This question was asked by an attendee during the Proformative
A video of the webinar can be viewed here https://www.proformative.com/resources/webinar-video-whats-stopping-cfos-moving-
If you are in a private cloud, don't you have the same software upgrade cycle process as on-premise solutions? (Webinar Attendee Question)
Answers
In general yes, administering your servers in a private cloud is roughly analogous in cost to managing servers on-premise. Where you can get some economies of scale is in reduced capital costs to run your own data center (so while you're not sharing your servers, you are sharing the building, HVAC, personnel).
Private cloud is an option for firms that are considering outsourcing their datacenters. Often, the motive is not to reduce costs but rather to make them more predictable.

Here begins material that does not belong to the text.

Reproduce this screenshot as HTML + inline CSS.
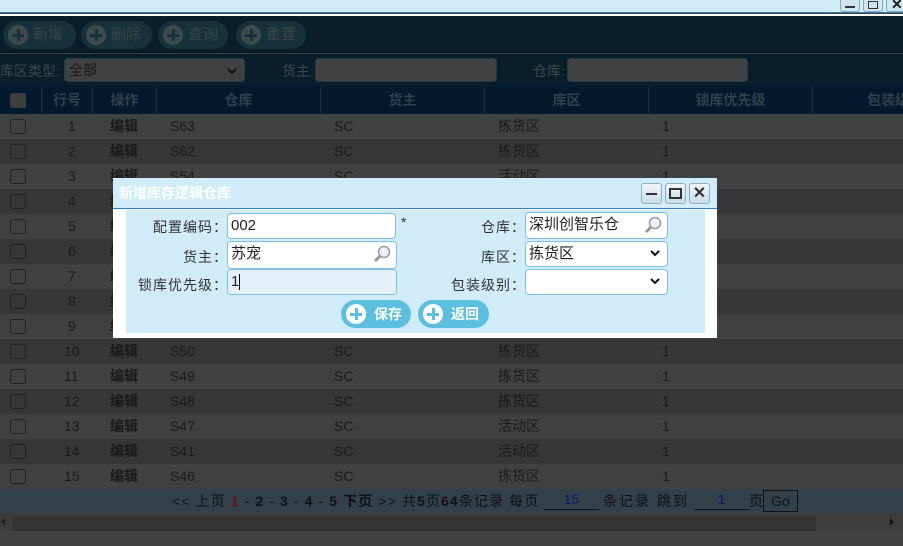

In a true Software as a Service (SaaS) model in a private cloud, the solution includes software support, the underlying hardware layer (so you’re not buying your own equipment) the application upgrades, and any maintenance costs. If you elected to host software in a data center, then you would be responsible for software upgrades and maintenance fees. The bottom line is, with a private cloud you get better economies of scale than you would on-premise or through a pure hosted model, but more customization and dedicated resources than a public cloud.
I agree with Donald and Greg, with a caveat: not all vendors and software industries are applying the same principle to private cloud.
In the cash and TWS industry, private cloud is closer to an ASP model, not SaaS (single tenancy, rather than multi-tenancy). It is indeed accepted that to profit from cloud privacy, you cannot share the same software resources as other customers. It is typically what cloud-provider Microsoft and Rackspace proposes: the economy of scale and included maintenance without the hassle of performance drop at month-end.
In this case, hardware maintenance and security is the responsibility of cloud provider while software upgrade and daily monitoring usually falls under the customer's.